Can a New Device Make More Hearts Available for Transplant?

Clinical Trial Seeks to Find Out

By Debbe Geiger
August 18, 2020
Patient underwent heart transplant at Duke Hospital

Michael Woods’ heart and kidney disease were slowly worsening as he waited for a heart and kidney transplant in early 2020. With limited hearts available, he could have spent years waiting for organs since his condition wasn’t severe enough to place him at the top of the transplant list. That changed when doctors told him about a clinical study of a new process for obtaining hearts from donors. Within one month, Woods got the call he’d been waiting for. Three months after receiving his new organs, 51-year-old Woods is taking daily walks in the park with his wife and is grateful for receiving a second chance.

Learning He Needed a Heart and Kidney Transplant

Woods was working as a corrections officer in Georgia when his heart disease and kidney disease got the best of him. “I was sluggish; I couldn’t do simple tasks,” he said. By 2017, he could no longer do his job. For the next two years, he was in and out of Georgia hospitals. In late 2019, he was told he needed a heart and kidney transplant.

“That just floored me,” Woods said. When he learned his hospital didn’t perform multi-organ transplants, he recalled asking, “‘What do I do?’ The doctor said, ‘I’m going to call Duke University Hospital. If you’re a candidate, you can get it there.’”

While Woods spent several months at Duke waiting to be matched with organs, his condition declined to the point where he was bedridden. His doctors recommended he receive a left ventricular assist device to get him mobile again. The battery-operated pump supported his weak heart by continually pumping blood through his body. Woods hated it, but it was his ticket out of the hospital and back home to Dacula, GA while he waited for a transplant.
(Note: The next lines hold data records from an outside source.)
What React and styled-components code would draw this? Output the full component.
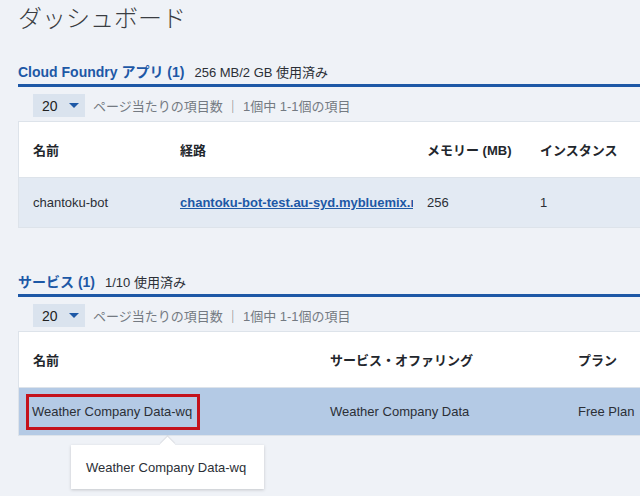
import React from "react";
import styled, { createGlobalStyle } from "styled-components";

const FONT = `"Liberation Sans", Arial, "Noto Sans CJK JP", sans-serif`;

const Global = createGlobalStyle`
  html, body { margin: 0; padding: 0; overflow: hidden; }
  body { background: #eff2f7; font-family: ${FONT}; color: #2b2f36; }
`;

const Page = styled.div`
  width: 640px;
  height: 496px;
  overflow: hidden;
  padding-left: 18px;
  box-sizing: border-box;
`;

const Title = styled.h1`
  margin: 0;
  font-family: "Noto Sans CJK JP", sans-serif;
  font-weight: 300;
  font-size: 24px;
  line-height: 34px;
  color: #3a3d42;
  height: 62px;
`;

const Section = styled.section`
  margin-top: ${(p) => p.$top || 0}px;
`;

const Heading = styled.div`
  display: flex;
  align-items: baseline;
  gap: 10px;
  height: 20px;
  line-height: 20px;
  padding-bottom: 2px;
  border-bottom: 3px solid #1d58a6;
  margin-right: -40px;
`;

const HeadTitle = styled.span`
  font-size: 14px;
  font-weight: bold;
  color: #1d58a6;
`;

const HeadMeta = styled.span`
  font-size: 13px;
  color: #2b2f36;
`;

const Toolbar = styled.div`
  display: flex;
  align-items: center;
  gap: 8px;
  margin-top: 7px;
  padding-left: 15px;
  height: 23px;
`;

const Select = styled.div`
  width: 52px;
  height: 23px;
  box-sizing: border-box;
  background: #dae3ee;
  display: flex;
  align-items: center;
  padding-left: 9px;
  gap: 11px;
  font-size: 14px;
  color: #222;
`;

const Caret = styled.svg`
  width: 10px;
  height: 5px;
  display: block;
`;

const PagerText = styled.span`
  font-size: 13px;
  color: #747a82;
`;

const Table = styled.div`
  margin-top: 4px;
  width: 700px;
  border: 1px solid #dde3ea;
  border-right: none;
  box-sizing: border-box;
`;

const Row = styled.div`
  display: grid;
  grid-template-columns: ${(p) => p.$cols};
  align-items: center;
  height: ${(p) => p.$h}px;
  background: ${(p) => p.$bg};
  border-top: ${(p) => (p.$divider ? "1px solid #dde3ea" : "none")};
  position: relative;
`;

const Cell = styled.div`
  padding-left: ${(p) => (p.$pl != null ? p.$pl : 14)}px;
  font-size: 13px;
  font-weight: ${(p) => (p.$head ? "bold" : "normal")};
  color: ${(p) => (p.$head ? "#22262c" : "#2b2f36")};
  white-space: nowrap;
  overflow: hidden;
`;

const Link = styled.a`
  color: #1d58a6;
  font-weight: bold;
  text-decoration: underline;
  font-size: 13px;
`;

const Highlight = styled.span`
  display: inline-block;
  border: 3px solid #c4121c;
  padding: 0 5px 0 3px;
  line-height: 30px;
`;

const Tooltip = styled.div`
  position: absolute;
  left: 52px;
  top: 57px;
  width: 193px;
  height: 44px;
  box-sizing: border-box;
  background: #fff;
  box-shadow: 0 1px 3px rgba(0, 0, 0, 0.18);
  padding-left: 15px;
  display: flex;
  align-items: center;
  font-size: 13px;
  color: #2b2f36;
  z-index: 2;
  &::before {
    content: "";
    position: absolute;
    left: 91px;
    top: -6px;
    width: 11px;
    height: 11px;
    background: #fff;
    transform: rotate(45deg);
    box-shadow: -1px -1px 1px rgba(0, 0, 0, 0.08);
  }
`;

const cols1 = "147px 247px 113px 1fr";
const cols2 = "297px 248px 1fr";

function Pager() {
  return (
    <Toolbar>
      <Select>
        20
        <Caret viewBox="0 0 10 5">
          <path d="M0 0 L10 0 L5 5 Z" fill="#1d58a6" />
        </Caret>
      </Select>
      <PagerText>ページ当たりの項目数 ｜ 1個中 1-1個の項目</PagerText>
    </Toolbar>
  );
}

export default function App() {
  return (
    <>
      <Global />
      <Page>
        <Title>ダッシュボード</Title>
        <Section>
          <Heading>
            <HeadTitle>Cloud Foundry アプリ (1)</HeadTitle>
            <HeadMeta>256 MB/2 GB 使用済み</HeadMeta>
          </Heading>
          <Pager />
          <Table>
            <Row $cols={cols1} $h={55} $bg="#fff">
              <Cell $head>名前</Cell>
              <Cell $head>経路</Cell>
              <Cell $head>メモリー (MB)</Cell>
              <Cell $head>インスタンス</Cell>
            </Row>
            <Row $cols={cols1} $h={49} $bg="#e3eaf3" $divider>
              <Cell>chantoku-bot</Cell>
              <Cell>
                <Link href="#">chantoku-bot-test.au-syd.mybluemix.net</Link>
              </Cell>
              <Cell>256</Cell>
              <Cell>1</Cell>
            </Row>
          </Table>
        </Section>
        <Section $top={44}>
          <Heading>
            <HeadTitle>サービス (1)</HeadTitle>
            <HeadMeta>1/10 使用済み</HeadMeta>
          </Heading>
          <Pager />
          <Table>
            <Row $cols={cols2} $h={55} $bg="#fff">
              <Cell $head>名前</Cell>
              <Cell $head>サービス・オファリング</Cell>
              <Cell $head>プラン</Cell>
            </Row>
            <Row $cols={cols2} $h={47} $bg="#b4cae5" $divider>
              <Cell $pl={7}>
                <Highlight>Weather Company Data-wq</Highlight>
              </Cell>
              <Cell>Weather Company Data</Cell>
              <Cell>Free Plan</Cell>
              <Tooltip>Weather Company Data-wq</Tooltip>
            </Row>
          </Table>
        </Section>
      </Page>
    </>
  );
}
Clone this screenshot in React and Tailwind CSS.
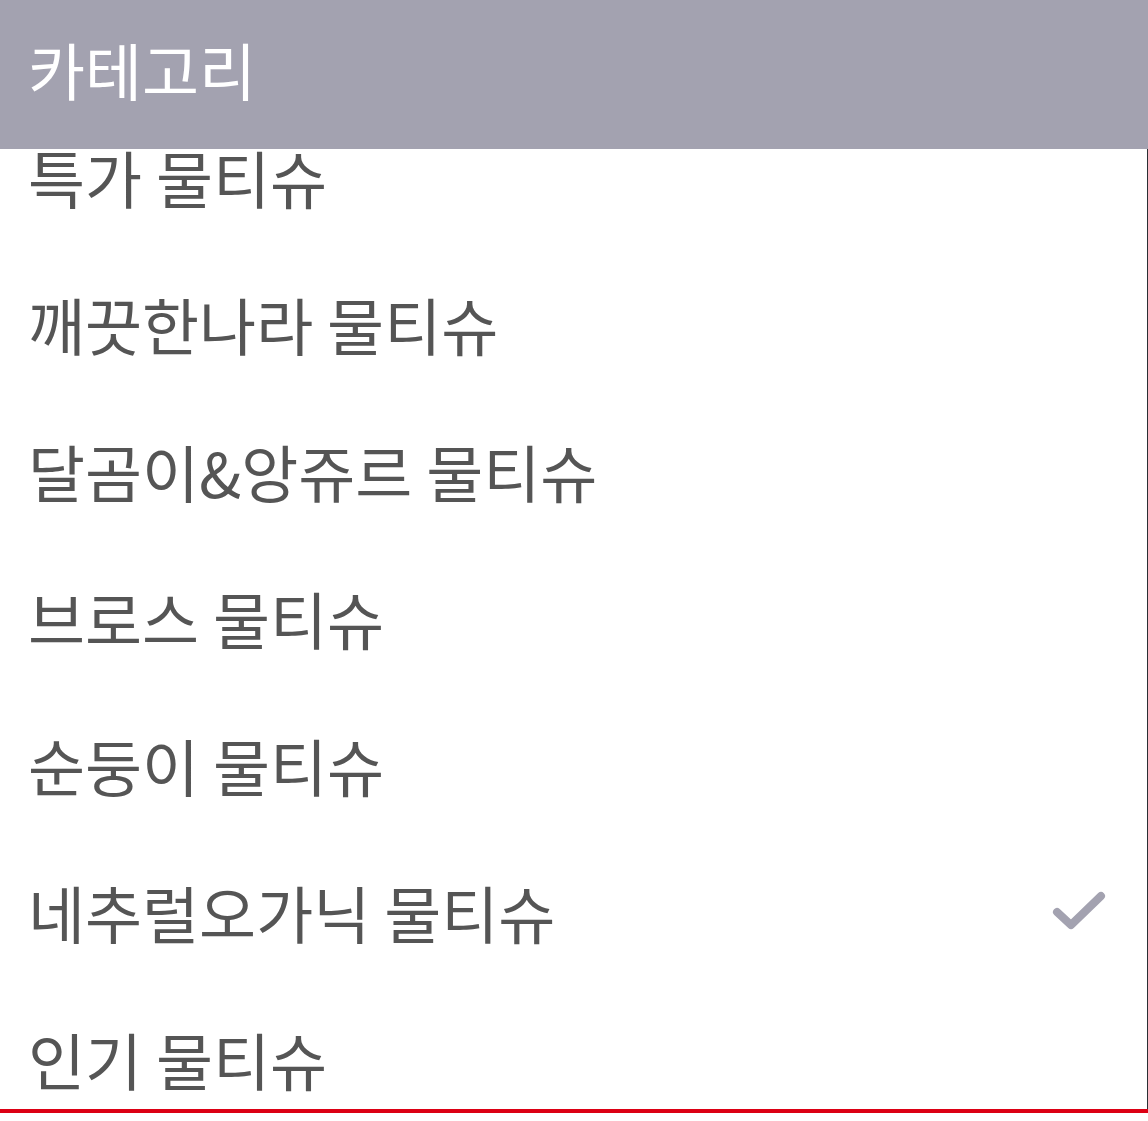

Heart Transplant Donation After Cardiac Death

Woods was told it could take up to two years for a heart and kidney to become available. When Duke cardiologist Chet Patel, MD, offered him the chance to benefit from a device being studied in a clinical trial that might help him get a heart faster, Woods agreed.
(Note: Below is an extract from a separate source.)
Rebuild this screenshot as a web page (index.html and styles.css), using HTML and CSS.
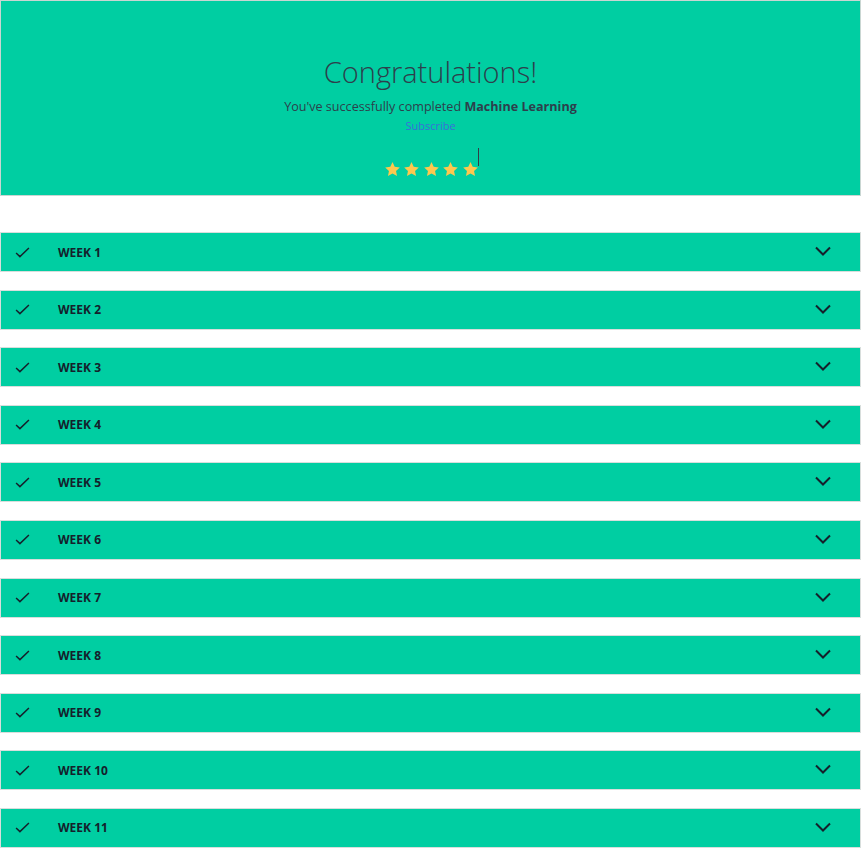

Dr. Patel was referring to a device being tested as part of a process called Donation after Cardiac Death, or DCD. In the United States, hearts can only be removed from a donor when a person has been declared brain dead, explained Adam DeVore, MD, who is also Woods’ cardiologist. Brain death occurs when all brain function stops, and only a ventilator keeps oxygen flowing and the heart beating.

“For cardiac death, there may be extremely limited brain activity (for example, certain reflexes) but still zero chance of recovery,” said Dr. DeVore. “The heart is allowed to stop beating for a few minutes before harvesting.”

Currently, other organs, such as kidneys and livers, can be donated after cardiac death, Dr. DeVore explained. Right now, in the U.S., hearts cannot. “That is what the DCD program allows,” he said. The clinical trial – in which Duke is one of a few medical centers participating -- is evaluating the viability of hearts donated from people who die of cardiac death, as opposed to brain death, and a device that preserves them until transplantation.

“Heart in a Box” Device

Once the donor’s heart is removed, surgeons connect it to a device that keeps the heart beating through the circulation of warm, oxygenated blood. The device and this process – sometimes referred to as a “heart in a box” -- allows hearts to stay viable while they are transported, sometimes from greater distances.

Duke surgeons performed the first DCD heart transplant in the U.S. in December 2019. Several more have been completed at Duke and around the country since. Woods underwent the first heart-kidney DCD transplant performed in the U.S.

“It seems like it will allow for more transplants to be performed,” said Dr. DeVore. He estimates that the process “could increase the donor pool by up to 30% per year for heart transplants.”

So Far, Doctors See Excellent Results

DeVore said the new process seems to be working. “The function of the heart looks normal, people are leaving the hospital, and they seem to be doing very well. It seems like a great way to expand the donor pool and offer a transplant to people who are at a lower status on the transplant wait list.”

As one of the first recipients, Woods is grateful he got the chance to participate, and the time he gets to spend with his wife, daughter and sister. “I’m amazed at how far science has advanced. I was looking at years down the road [for a heart transplant] as opposed to months. It feels so good to know I’ve been given this second shot at life.”